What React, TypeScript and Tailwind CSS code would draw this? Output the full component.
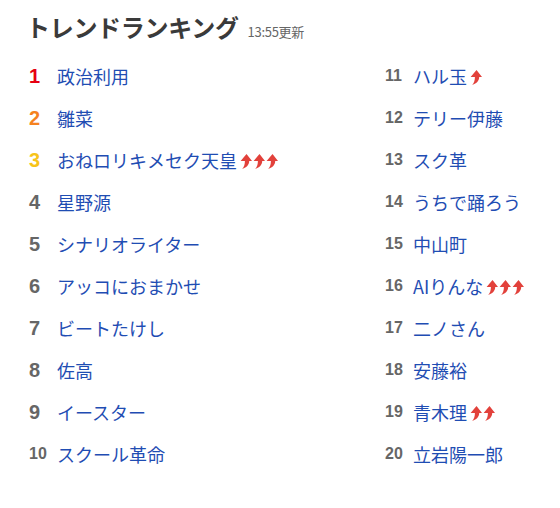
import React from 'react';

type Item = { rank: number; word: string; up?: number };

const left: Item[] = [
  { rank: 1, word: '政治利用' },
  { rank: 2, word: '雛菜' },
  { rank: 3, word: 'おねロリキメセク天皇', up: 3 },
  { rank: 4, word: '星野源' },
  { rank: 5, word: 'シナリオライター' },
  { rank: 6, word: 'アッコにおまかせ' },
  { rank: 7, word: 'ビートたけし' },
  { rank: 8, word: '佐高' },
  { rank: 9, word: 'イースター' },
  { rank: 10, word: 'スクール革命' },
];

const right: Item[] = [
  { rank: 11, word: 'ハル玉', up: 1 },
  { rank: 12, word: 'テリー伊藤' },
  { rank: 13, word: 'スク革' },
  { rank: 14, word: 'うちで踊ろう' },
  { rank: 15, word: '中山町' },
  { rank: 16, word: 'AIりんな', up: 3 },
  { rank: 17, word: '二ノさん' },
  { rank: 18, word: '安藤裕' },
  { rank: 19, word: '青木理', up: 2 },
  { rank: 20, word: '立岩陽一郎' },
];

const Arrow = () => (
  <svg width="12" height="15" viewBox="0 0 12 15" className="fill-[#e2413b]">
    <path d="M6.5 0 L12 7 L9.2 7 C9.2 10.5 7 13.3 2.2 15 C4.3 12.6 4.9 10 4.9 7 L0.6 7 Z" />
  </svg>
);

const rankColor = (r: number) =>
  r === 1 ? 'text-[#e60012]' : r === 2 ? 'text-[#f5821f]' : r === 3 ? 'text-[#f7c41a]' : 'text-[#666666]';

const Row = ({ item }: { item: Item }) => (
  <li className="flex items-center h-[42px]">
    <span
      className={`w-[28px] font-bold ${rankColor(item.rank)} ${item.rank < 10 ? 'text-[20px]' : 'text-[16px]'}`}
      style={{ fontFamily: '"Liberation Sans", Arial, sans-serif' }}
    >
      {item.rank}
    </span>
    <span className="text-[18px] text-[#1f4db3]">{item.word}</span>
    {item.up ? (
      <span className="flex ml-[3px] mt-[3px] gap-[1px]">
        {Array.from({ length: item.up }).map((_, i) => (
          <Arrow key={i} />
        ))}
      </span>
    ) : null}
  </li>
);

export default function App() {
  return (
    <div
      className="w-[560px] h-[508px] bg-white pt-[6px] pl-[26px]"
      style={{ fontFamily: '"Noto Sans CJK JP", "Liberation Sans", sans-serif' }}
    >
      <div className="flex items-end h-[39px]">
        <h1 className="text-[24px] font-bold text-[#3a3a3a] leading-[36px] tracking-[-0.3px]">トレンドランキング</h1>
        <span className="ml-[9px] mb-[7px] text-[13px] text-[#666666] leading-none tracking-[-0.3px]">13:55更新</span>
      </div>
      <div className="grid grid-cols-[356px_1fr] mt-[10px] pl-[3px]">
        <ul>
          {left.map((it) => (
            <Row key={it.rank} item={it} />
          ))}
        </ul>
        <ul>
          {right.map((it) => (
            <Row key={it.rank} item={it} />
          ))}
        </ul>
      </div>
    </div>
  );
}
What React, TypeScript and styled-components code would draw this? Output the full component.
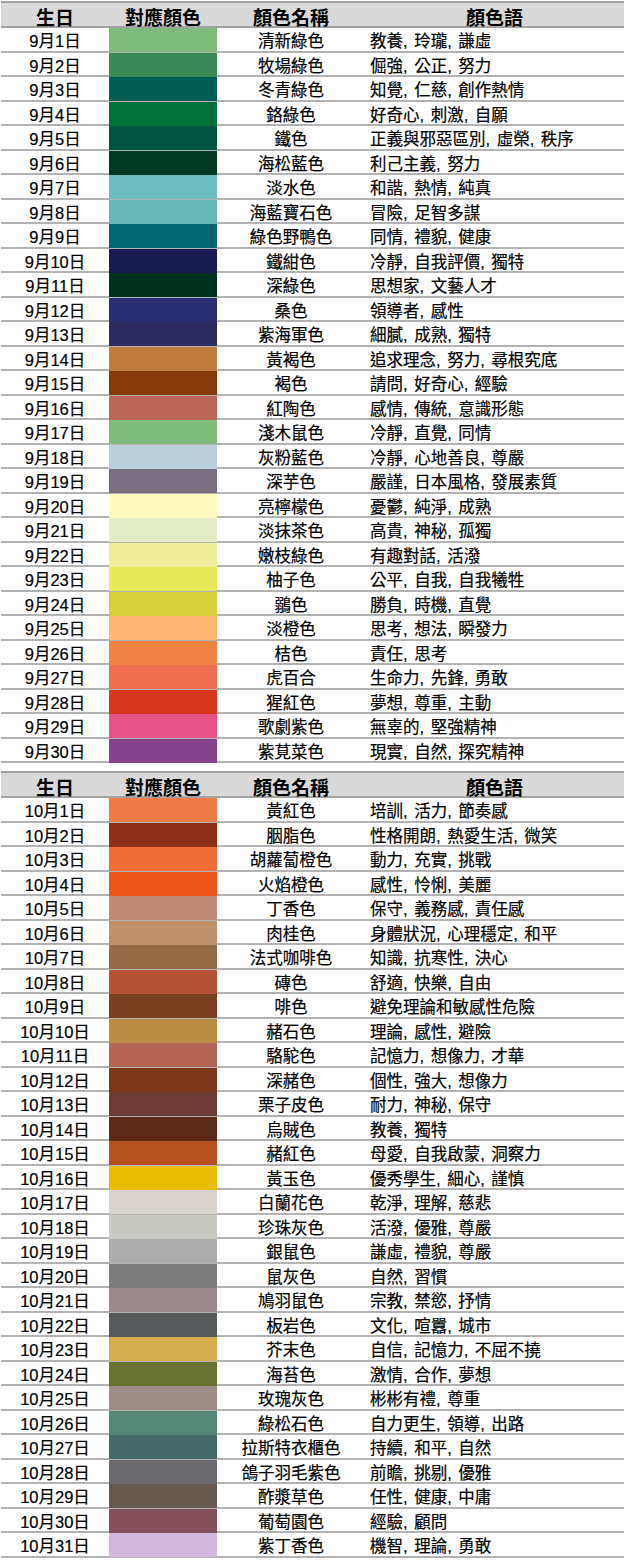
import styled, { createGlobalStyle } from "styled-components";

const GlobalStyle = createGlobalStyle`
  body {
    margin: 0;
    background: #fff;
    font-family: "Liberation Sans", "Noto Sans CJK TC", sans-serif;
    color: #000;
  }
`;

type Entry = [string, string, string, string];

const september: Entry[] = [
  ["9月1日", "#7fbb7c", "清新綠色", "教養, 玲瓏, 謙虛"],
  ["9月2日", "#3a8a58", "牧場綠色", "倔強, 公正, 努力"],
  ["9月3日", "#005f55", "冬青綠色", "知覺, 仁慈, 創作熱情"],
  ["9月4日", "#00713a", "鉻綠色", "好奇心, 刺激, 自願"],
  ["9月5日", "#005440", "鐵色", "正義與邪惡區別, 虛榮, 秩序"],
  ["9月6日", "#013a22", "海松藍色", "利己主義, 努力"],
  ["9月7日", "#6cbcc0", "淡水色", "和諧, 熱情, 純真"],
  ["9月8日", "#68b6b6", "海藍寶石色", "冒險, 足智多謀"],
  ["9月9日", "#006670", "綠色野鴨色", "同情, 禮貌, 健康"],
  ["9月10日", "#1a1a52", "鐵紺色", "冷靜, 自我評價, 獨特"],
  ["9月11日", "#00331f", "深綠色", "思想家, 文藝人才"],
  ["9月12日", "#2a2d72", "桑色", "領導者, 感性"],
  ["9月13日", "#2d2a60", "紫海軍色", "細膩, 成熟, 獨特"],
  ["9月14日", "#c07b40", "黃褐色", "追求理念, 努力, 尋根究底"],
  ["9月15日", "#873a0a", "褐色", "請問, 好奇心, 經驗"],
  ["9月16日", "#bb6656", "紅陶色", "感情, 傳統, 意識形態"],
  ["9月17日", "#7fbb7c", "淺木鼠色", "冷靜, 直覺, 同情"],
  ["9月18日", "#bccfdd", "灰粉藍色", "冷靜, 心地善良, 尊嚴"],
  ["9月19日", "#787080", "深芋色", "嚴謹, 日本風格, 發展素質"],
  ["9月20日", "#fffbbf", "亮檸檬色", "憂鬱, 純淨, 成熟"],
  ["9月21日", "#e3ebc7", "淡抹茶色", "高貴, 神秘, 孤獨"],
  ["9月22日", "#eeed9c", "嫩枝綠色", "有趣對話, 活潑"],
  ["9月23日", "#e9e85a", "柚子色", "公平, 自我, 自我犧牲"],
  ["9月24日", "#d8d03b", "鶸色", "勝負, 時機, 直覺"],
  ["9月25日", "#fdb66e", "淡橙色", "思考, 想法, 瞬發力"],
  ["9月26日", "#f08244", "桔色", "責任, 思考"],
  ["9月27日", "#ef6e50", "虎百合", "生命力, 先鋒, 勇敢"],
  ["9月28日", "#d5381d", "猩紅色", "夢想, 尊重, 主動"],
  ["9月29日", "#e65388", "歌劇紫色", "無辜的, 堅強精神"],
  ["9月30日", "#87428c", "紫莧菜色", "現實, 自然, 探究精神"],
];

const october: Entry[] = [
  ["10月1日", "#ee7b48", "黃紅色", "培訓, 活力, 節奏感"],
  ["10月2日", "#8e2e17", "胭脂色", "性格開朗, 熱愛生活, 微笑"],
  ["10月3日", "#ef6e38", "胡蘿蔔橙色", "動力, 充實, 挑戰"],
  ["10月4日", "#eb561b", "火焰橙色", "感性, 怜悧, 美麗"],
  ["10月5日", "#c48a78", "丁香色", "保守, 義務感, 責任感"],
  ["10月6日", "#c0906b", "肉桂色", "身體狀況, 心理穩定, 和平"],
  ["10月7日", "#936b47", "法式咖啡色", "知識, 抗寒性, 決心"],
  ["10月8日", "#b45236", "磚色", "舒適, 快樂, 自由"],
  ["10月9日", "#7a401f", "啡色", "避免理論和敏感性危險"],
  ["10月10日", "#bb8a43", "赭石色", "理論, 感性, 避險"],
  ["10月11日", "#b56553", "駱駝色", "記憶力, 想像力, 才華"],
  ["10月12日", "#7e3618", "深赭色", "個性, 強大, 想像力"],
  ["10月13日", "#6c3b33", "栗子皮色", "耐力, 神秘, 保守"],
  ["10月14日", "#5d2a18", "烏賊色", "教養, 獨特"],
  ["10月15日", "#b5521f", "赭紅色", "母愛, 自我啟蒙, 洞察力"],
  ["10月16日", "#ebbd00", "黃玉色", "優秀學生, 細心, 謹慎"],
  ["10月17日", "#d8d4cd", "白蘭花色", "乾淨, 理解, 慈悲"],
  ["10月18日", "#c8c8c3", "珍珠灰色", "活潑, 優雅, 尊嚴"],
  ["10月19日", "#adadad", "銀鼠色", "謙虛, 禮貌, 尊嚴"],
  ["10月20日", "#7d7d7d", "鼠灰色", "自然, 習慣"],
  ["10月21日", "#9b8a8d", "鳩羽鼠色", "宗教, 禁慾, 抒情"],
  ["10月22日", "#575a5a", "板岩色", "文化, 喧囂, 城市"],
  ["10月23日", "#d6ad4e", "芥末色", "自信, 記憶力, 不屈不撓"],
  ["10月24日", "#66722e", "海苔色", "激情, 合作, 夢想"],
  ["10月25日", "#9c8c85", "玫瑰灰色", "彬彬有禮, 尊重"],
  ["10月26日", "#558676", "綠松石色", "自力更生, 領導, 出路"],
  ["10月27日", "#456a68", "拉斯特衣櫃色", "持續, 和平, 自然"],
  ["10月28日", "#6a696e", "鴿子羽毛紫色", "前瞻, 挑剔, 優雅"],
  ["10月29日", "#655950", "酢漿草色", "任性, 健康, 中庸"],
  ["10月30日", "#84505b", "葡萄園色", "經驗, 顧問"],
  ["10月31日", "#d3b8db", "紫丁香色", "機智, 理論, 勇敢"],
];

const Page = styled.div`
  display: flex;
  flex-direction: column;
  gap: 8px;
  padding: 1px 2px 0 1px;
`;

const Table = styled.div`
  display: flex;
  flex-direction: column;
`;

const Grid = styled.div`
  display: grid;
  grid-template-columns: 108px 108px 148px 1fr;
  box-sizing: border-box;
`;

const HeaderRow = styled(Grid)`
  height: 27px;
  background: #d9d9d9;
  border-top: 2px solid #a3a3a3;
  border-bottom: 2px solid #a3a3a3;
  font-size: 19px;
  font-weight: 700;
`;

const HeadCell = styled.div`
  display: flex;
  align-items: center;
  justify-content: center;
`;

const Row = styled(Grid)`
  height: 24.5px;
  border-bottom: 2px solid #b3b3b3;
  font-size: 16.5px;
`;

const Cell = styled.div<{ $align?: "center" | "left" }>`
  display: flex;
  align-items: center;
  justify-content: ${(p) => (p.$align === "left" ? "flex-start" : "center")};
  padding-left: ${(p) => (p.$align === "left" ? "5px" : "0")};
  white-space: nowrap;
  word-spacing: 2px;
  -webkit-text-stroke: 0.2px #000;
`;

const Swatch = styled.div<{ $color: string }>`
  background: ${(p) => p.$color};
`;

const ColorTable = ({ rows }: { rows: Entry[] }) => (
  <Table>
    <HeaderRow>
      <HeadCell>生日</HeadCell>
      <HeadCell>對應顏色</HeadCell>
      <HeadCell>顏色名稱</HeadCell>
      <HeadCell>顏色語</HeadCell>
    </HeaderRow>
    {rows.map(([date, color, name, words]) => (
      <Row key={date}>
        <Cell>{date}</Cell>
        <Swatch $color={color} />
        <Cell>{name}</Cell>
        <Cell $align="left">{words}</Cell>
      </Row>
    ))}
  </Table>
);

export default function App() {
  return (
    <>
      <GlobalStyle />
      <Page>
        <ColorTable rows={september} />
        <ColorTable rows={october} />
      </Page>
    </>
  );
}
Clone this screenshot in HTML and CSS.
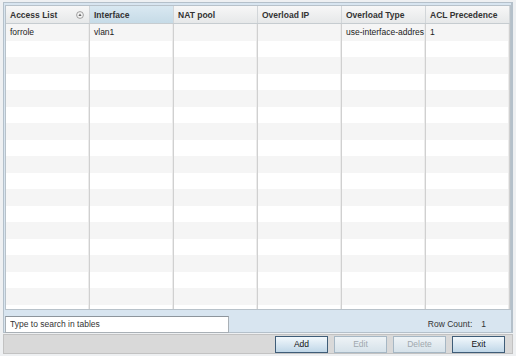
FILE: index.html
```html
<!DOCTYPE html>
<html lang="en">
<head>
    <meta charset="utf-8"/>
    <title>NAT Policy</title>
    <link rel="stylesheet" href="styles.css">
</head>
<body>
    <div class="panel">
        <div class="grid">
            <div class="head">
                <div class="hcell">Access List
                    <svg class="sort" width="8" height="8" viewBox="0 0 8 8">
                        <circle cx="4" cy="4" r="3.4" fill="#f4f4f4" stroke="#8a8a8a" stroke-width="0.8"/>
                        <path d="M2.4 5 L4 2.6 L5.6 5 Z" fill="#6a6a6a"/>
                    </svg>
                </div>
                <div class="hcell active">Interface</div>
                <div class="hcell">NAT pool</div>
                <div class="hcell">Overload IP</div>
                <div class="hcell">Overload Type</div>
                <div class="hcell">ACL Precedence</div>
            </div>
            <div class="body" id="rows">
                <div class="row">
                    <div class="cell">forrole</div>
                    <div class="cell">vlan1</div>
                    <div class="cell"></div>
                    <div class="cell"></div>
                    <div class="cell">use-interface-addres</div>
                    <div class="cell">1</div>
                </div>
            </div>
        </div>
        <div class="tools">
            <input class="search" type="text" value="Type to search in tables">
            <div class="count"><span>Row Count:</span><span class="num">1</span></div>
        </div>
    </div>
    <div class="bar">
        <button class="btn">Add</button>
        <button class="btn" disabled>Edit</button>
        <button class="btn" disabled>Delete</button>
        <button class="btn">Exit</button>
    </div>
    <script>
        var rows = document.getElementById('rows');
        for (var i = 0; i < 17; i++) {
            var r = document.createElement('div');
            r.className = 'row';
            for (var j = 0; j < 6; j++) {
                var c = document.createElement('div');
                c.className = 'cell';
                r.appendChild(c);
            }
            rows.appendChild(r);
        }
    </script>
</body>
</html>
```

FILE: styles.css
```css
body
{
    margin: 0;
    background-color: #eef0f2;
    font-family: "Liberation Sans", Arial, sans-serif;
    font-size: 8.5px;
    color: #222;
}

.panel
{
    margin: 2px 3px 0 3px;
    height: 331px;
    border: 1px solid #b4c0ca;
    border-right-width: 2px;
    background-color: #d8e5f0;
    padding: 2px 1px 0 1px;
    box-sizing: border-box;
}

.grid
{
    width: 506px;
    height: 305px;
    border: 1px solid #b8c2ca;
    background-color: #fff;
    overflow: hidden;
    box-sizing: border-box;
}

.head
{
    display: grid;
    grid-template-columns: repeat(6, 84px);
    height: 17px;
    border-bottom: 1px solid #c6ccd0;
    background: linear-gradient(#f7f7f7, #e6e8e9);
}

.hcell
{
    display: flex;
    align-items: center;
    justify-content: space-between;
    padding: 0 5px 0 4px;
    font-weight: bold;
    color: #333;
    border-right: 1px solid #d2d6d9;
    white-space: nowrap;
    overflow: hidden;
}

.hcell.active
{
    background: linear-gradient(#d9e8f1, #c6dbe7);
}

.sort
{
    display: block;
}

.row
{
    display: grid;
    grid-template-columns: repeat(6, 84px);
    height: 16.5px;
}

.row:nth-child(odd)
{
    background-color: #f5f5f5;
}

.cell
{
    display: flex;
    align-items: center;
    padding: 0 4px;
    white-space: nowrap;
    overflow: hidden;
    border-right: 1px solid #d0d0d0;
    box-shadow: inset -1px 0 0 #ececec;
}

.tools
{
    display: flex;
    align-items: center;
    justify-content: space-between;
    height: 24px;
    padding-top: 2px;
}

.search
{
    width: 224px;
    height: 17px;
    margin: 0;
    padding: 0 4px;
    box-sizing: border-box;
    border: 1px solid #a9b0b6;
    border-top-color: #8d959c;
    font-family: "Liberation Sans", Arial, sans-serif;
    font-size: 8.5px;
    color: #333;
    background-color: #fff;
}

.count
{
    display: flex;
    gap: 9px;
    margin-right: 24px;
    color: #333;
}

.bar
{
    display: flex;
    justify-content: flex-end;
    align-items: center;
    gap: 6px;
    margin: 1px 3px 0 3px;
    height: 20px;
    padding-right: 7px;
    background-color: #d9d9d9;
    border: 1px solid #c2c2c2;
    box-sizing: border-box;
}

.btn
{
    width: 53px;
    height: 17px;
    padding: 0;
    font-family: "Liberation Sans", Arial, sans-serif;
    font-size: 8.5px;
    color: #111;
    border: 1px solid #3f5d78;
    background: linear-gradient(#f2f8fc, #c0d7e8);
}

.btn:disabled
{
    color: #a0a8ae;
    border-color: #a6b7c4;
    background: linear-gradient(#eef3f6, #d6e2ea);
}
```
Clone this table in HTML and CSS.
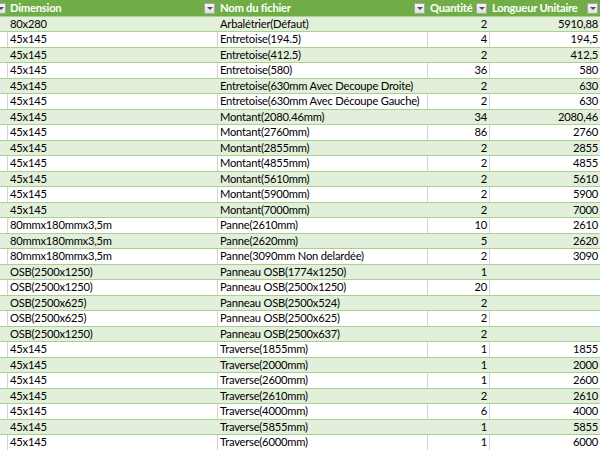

========

The exercise> Exactly as they appear, print the lines of the listing above from its first line through the line that contains "number; word: string;", minus the pictures.

Solution>
What React, TypeScript and Tailwind CSS code would draw this? Output the full component.
import React from 'react';

type Item = { rank: number; word: string; up?: number };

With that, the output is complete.